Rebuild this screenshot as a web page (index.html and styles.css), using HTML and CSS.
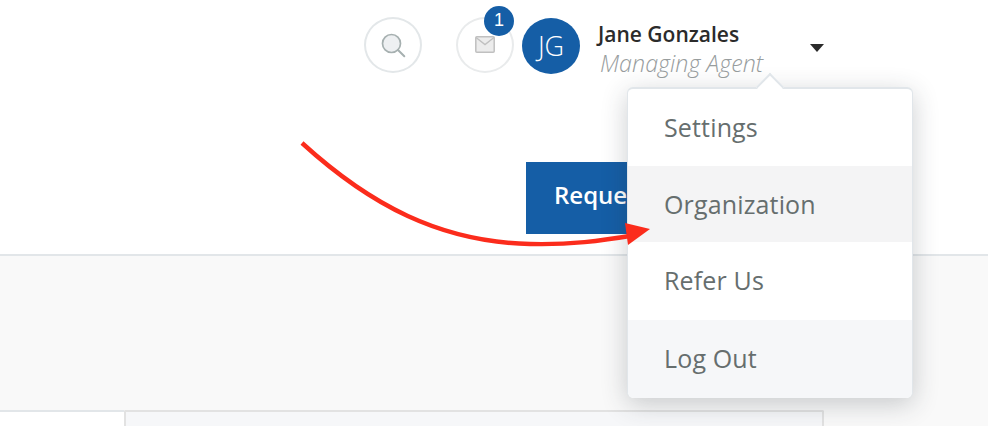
FILE: index.html
```html
<!DOCTYPE html>
<html lang="en">
<head>
<meta charset="utf-8">
<title>Account menu</title>
<link rel="stylesheet" href="styles.css">
</head>
<body>
<div class="page">
  <header class="header">
    <div class="topbar">
      <button class="round-btn search-btn" aria-label="Search">
        <svg width="28" height="28" viewBox="0 0 28 28"><circle cx="12.5" cy="12.5" r="9" fill="#eef0f2" stroke="#a6b0b0" stroke-width="1.7"/><path d="M19 19 L25.3 25.2" stroke="#a6b0b0" stroke-width="2" stroke-linecap="round"/></svg>
      </button>
      <button class="round-btn mail-btn" aria-label="Messages">
        <svg width="20" height="17" viewBox="0 0 20 17"><rect x="0.8" y="0.8" width="18.4" height="15.4" rx="1" fill="#ececec" stroke="#c0c0c0" stroke-width="1.5"/><path d="M1 1.5 L10 8.5 L19 1.5" fill="none" stroke="#c0c0c0" stroke-width="1.4"/></svg>
        <span class="badge">1</span>
      </button>
      <div class="avatar">JG</div>
      <div class="user">
        <div class="user-name">Jane Gonzales</div>
        <div class="user-role">Managing Agent</div>
      </div>
      <span class="caret"></span>
    </div>
    <div class="actions">
      <a class="primary-btn">Request</a>
    </div>
  </header>
  <main class="content">
    <div class="tabs">
      <div class="tab tab-active"></div>
      <div class="tab-panel"></div>
    </div>
  </main>
  <nav class="menu">
    <span class="menu-tip"></span>
    <a class="menu-item menu-first">Settings</a>
    <a class="menu-item menu-hover">Organization</a>
    <a class="menu-item menu-refer">Refer Us</a>
    <a class="menu-item menu-last">Log Out</a>
  </nav>
  <svg class="arrow" width="988" height="426" viewBox="0 0 988 426">
    <path d="M302 143 C 370 205, 440 242, 530 244 C 570 245, 600 241, 636 235" fill="none" stroke="#fb2c1c" stroke-width="4.4"/>
    <path d="M625 223 L650 229 L628 245 Z" fill="#fb2c1c"/>
  </svg>
</div>
</body>
</html>
```
FILE: styles.css
```css
* { box-sizing: border-box; }
html, body { margin: 0; padding: 0; }
body {
  width: 988px;
  height: 426px;
  overflow: hidden;
  background: #f9f9f9;
  font-family: "Open Sans", "Liberation Sans", sans-serif;
}
.page { position: relative; width: 988px; height: 426px; overflow: hidden; }
.header {
  height: 256px;
  background: #fff;
  border-bottom: 2px solid #e2e6e9;
  display: flex;
  flex-direction: column;
}
.topbar {
  display: flex;
  align-items: flex-start;
  padding: 17px 0 0 364px;
  height: 162px;
}
.round-btn {
  position: relative;
  flex: none;
  width: 58px;
  height: 56px;
  padding: 0;
  border-radius: 50%;
  background: #fff;
  border: 2px solid #e3e7e9;
  display: flex;
  align-items: center;
  justify-content: center;
}
.search-btn { margin-right: 34px; }
.mail-btn { border-color: #e9ebec; margin-right: 8px; }
.mail-btn svg { margin-top: -2px; }
.badge {
  position: absolute;
  top: -13px;
  right: -2px;
  width: 30px;
  height: 30px;
  border-radius: 50%;
  background: #155ea6;
  color: #fff;
  font-size: 18px;
  font-weight: 300;
  line-height: 29px;
  text-align: center;
}
.avatar {
  flex: none;
  width: 58px;
  height: 56px;
  margin-top: 1px;
  border-radius: 50%;
  background: #155ea6;
  color: #fff;
  font-size: 27px;
  font-weight: 300;
  line-height: 56px;
  text-align: center;
}
.user { margin-left: 18px; width: 210px; flex: none; }
.user-name {
  margin-top: 2px;
  font-size: 21px;
  font-weight: 600;
  line-height: 30px;
  color: #2b2b2b;
}
.user-role {
  font-size: 23.3px;
  font-style: italic;
  font-weight: 300;
  line-height: 29px;
  color: #989d9e;
  padding-left: 2px;
}
.caret {
  position: absolute;
  left: 810px;
  top: 44px;
  width: 0;
  height: 0;
  border-left: 7px solid transparent;
  border-right: 7px solid transparent;
  border-top: 8px solid #2b2b2b;
}
.actions { padding-left: 526px; }
.primary-btn {
  display: block;
  width: 220px;
  height: 72px;
  padding-left: 28px;
  background: #155ea6;
  color: #fff;
  font-size: 24px;
  font-weight: 600;
  line-height: 66px;
}
.content { height: 170px; padding-top: 154px; }
.tabs { display: flex; height: 16px; }
.tab-active {
  width: 124px;
  background: #fff;
  border-top: 2px solid #e2e6e9;
}
.tab-panel {
  width: 700px;
  background: #f6f7f9;
  border: 2px solid #e2e2e2;
  border-bottom: 0;
  border-radius: 2px 2px 0 0;
}
.menu {
  position: absolute;
  left: 627px;
  top: 87px;
  width: 286px;
  height: 311px;
  background: #fff;
  border: 1px solid #e1e6ea;
  border-top-width: 2px;
  border-bottom: 0;
  border-radius: 6px;
  box-shadow: 0 6px 26px rgba(40, 50, 60, 0.24);
  display: flex;
  flex-direction: column;
}
.menu-tip {
  position: absolute;
  left: 132px;
  top: -12px;
  width: 20px;
  height: 20px;
  background: #fff;
  border-top: 2px solid #e1e6ea;
  border-left: 2px solid #e1e6ea;
  transform: rotate(45deg);
}
.menu-item {
  position: relative;
  display: block;
  height: 77px;
  padding-left: 36px;
  color: #666e6e;
  font-size: 25px;
  letter-spacing: 0.15px;
  line-height: 76px;
}
.menu-hover { background: #f4f4f5; height: 76px; }
.menu-refer { height: 78px; }
.menu-last { background: #f6f7f9; height: 78px; border-radius: 0 0 6px 6px; }
.arrow { position: absolute; left: 0; top: 0; pointer-events: none; }
```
----
Stated goal:
Transcribe each line above verbatim, with the pictures left out.

Written answer:
Rebuild this screenshot as a web page (index.html and styles.css), using HTML and CSS.
FILE: index.html
```html
<!DOCTYPE html>
<html lang="en">
<head>
<meta charset="utf-8">
<title>Account menu</title>
<link rel="stylesheet" href="styles.css">
</head>
<body>
<div class="page">
  <header class="header">
    <div class="topbar">
      <button class="round-btn search-btn" aria-label="Search">
        <svg width="28" height="28" viewBox="0 0 28 28"><circle cx="12.5" cy="12.5" r="9" fill="#eef0f2" stroke="#a6b0b0" stroke-width="1.7"/><path d="M19 19 L25.3 25.2" stroke="#a6b0b0" stroke-width="2" stroke-linecap="round"/></svg>
      </button>
      <button class="round-btn mail-btn" aria-label="Messages">
        <svg width="20" height="17" viewBox="0 0 20 17"><rect x="0.8" y="0.8" width="18.4" height="15.4" rx="1" fill="#ececec" stroke="#c0c0c0" stroke-width="1.5"/><path d="M1 1.5 L10 8.5 L19 1.5" fill="none" stroke="#c0c0c0" stroke-width="1.4"/></svg>
        <span class="badge">1</span>
      </button>
      <div class="avatar">JG</div>
      <div class="user">
        <div class="user-name">Jane Gonzales</div>
        <div class="user-role">Managing Agent</div>
      </div>
      <span class="caret"></span>
    </div>
    <div class="actions">
      <a class="primary-btn">Request</a>
    </div>
  </header>
  <main class="content">
    <div class="tabs">
      <div class="tab tab-active"></div>
      <div class="tab-panel"></div>
    </div>
  </main>
  <nav class="menu">
    <span class="menu-tip"></span>
    <a class="menu-item menu-first">Settings</a>
    <a class="menu-item menu-hover">Organization</a>
    <a class="menu-item menu-refer">Refer Us</a>
    <a class="menu-item menu-last">Log Out</a>
  </nav>
  <svg class="arrow" width="988" height="426" viewBox="0 0 988 426">
    <path d="M302 143 C 370 205, 440 242, 530 244 C 570 245, 600 241, 636 235" fill="none" stroke="#fb2c1c" stroke-width="4.4"/>
    <path d="M625 223 L650 229 L628 245 Z" fill="#fb2c1c"/>
  </svg>
</div>
</body>
</html>
```
FILE: styles.css
```css
* { box-sizing: border-box; }
html, body { margin: 0; padding: 0; }
body {
  width: 988px;
  height: 426px;
  overflow: hidden;
  background: #f9f9f9;
  font-family: "Open Sans", "Liberation Sans", sans-serif;
}
.page { position: relative; width: 988px; height: 426px; overflow: hidden; }
.header {
  height: 256px;
  background: #fff;
  border-bottom: 2px solid #e2e6e9;
  display: flex;
  flex-direction: column;
}
.topbar {
  display: flex;
  align-items: flex-start;
  padding: 17px 0 0 364px;
  height: 162px;
}
.round-btn {
  position: relative;
  flex: none;
  width: 58px;
  height: 56px;
  padding: 0;
  border-radius: 50%;
  background: #fff;
  border: 2px solid #e3e7e9;
  display: flex;
  align-items: center;
  justify-content: center;
}
.search-btn { margin-right: 34px; }
.mail-btn { border-color: #e9ebec; margin-right: 8px; }
.mail-btn svg { margin-top: -2px; }
.badge {
  position: absolute;
  top: -13px;
  right: -2px;
  width: 30px;
  height: 30px;
  border-radius: 50%;
  background: #155ea6;
  color: #fff;
  font-size: 18px;
  font-weight: 300;
  line-height: 29px;
  text-align: center;
}
.avatar {
  flex: none;
  width: 58px;
  height: 56px;
  margin-top: 1px;
  border-radius: 50%;
  background: #155ea6;
  color: #fff;
  font-size: 27px;
  font-weight: 300;
  line-height: 56px;
  text-align: center;
}
.user { margin-left: 18px; width: 210px; flex: none; }
.user-name {
  margin-top: 2px;
  font-size: 21px;
  font-weight: 600;
  line-height: 30px;
  color: #2b2b2b;
}
.user-role {
  font-size: 23.3px;
  font-style: italic;
  font-weight: 300;
  line-height: 29px;
  color: #989d9e;
  padding-left: 2px;
}
.caret {
  position: absolute;
  left: 810px;
  top: 44px;
  width: 0;
  height: 0;
  border-left: 7px solid transparent;
  border-right: 7px solid transparent;
  border-top: 8px solid #2b2b2b;
}
.actions { padding-left: 526px; }
.primary-btn {
  display: block;
  width: 220px;
  height: 72px;
  padding-left: 28px;
  background: #155ea6;
  color: #fff;
  font-size: 24px;
  font-weight: 600;
  line-height: 66px;
}
.content { height: 170px; padding-top: 154px; }
.tabs { display: flex; height: 16px; }
.tab-active {
  width: 124px;
  background: #fff;
  border-top: 2px solid #e2e6e9;
}
.tab-panel {
  width: 700px;
  background: #f6f7f9;
  border: 2px solid #e2e2e2;
  border-bottom: 0;
  border-radius: 2px 2px 0 0;
}
.menu {
  position: absolute;
  left: 627px;
  top: 87px;
  width: 286px;
  height: 311px;
  background: #fff;
  border: 1px solid #e1e6ea;
  border-top-width: 2px;
  border-bottom: 0;
  border-radius: 6px;
  box-shadow: 0 6px 26px rgba(40, 50, 60, 0.24);
  display: flex;
  flex-direction: column;
}
.menu-tip {
  position: absolute;
  left: 132px;
  top: -12px;
  width: 20px;
  height: 20px;
  background: #fff;
  border-top: 2px solid #e1e6ea;
  border-left: 2px solid #e1e6ea;
  transform: rotate(45deg);
}
.menu-item {
  position: relative;
  display: block;
  height: 77px;
  padding-left: 36px;
  color: #666e6e;
  font-size: 25px;
  letter-spacing: 0.15px;
  line-height: 76px;
}
.menu-hover { background: #f4f4f5; height: 76px; }
.menu-refer { height: 78px; }
.menu-last { background: #f6f7f9; height: 78px; border-radius: 0 0 6px 6px; }
.arrow { position: absolute; left: 0; top: 0; pointer-events: none; }
```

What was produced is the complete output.